What the exercise asks: Where the string "with" occurs in the material below, report the whole line.

Records for this task:
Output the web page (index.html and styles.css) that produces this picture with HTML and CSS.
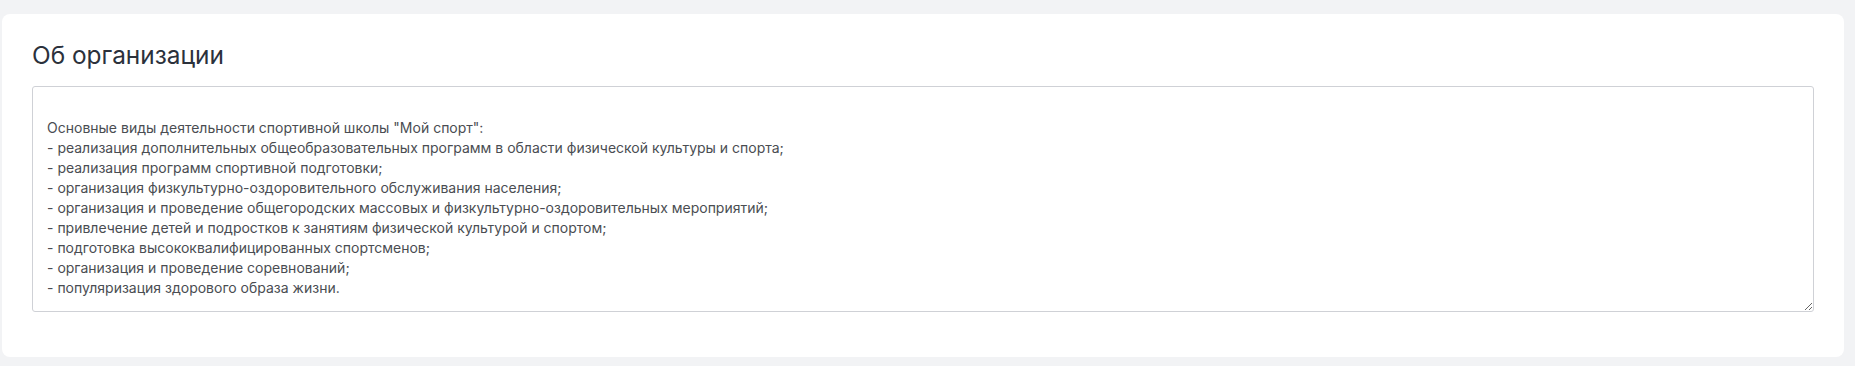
FILE: index.html
```html
<!DOCTYPE html>
<html>
<head>
  <title>Об организации</title>
  <link rel="stylesheet" href="styles.css">
</head>
<body>
  <div class="card">
    <h2 class="card-title">Об организации</h2>
    <textarea class="about-text">

Основные виды деятельности спортивной школы "Мой спорт":
- реализация дополнительных общеобразовательных программ в области физической культуры и спорта;
- реализация программ спортивной подготовки;
- организация физкультурно-оздоровительного обслуживания населения;
- организация и проведение общегородских массовых и физкультурно-оздоровительных мероприятий;
- привлечение детей и подростков к занятиям физической культурой и спортом;
- подготовка высококвалифицированных спортсменов;
- организация и проведение соревнований;
- популяризация здорового образа жизни.</textarea>
  </div>
</body>
</html>
```

FILE: styles.css
```css
body {
  margin: 0;
  padding: 14px 11px 9px 2px;
  background-color: #f2f3f5;
  font-family: Inter, "Noto Sans", sans-serif;
}

.card {
  background-color: #fff;
  border-radius: 8px;
  padding: 27px 30px 45px 30px;
}

.card-title {
  margin: 0 0 16px 0;
  font-size: 24.4px;
  font-weight: 400;
  line-height: 29px;
  color: #2b313b;
}

.about-text {
  display: block;
  box-sizing: border-box;
  width: 100%;
  height: 226px;
  margin: 0;
  padding: 11px 14px;
  border: 1px solid #cfd1d6;
  border-radius: 3px;
  font-family: Inter, "Noto Sans", sans-serif;
  font-size: 14px;
  line-height: 20px;
  color: #4a4d52;
  background-color: #fff;
}
```
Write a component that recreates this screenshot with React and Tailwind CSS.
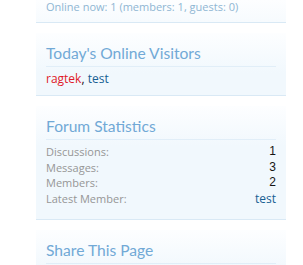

Solution to this task:
Output the web page (index.html and styles.css) that produces this picture with HTML and CSS.
Write a component that recreates this screenshot with React and Tailwind CSS.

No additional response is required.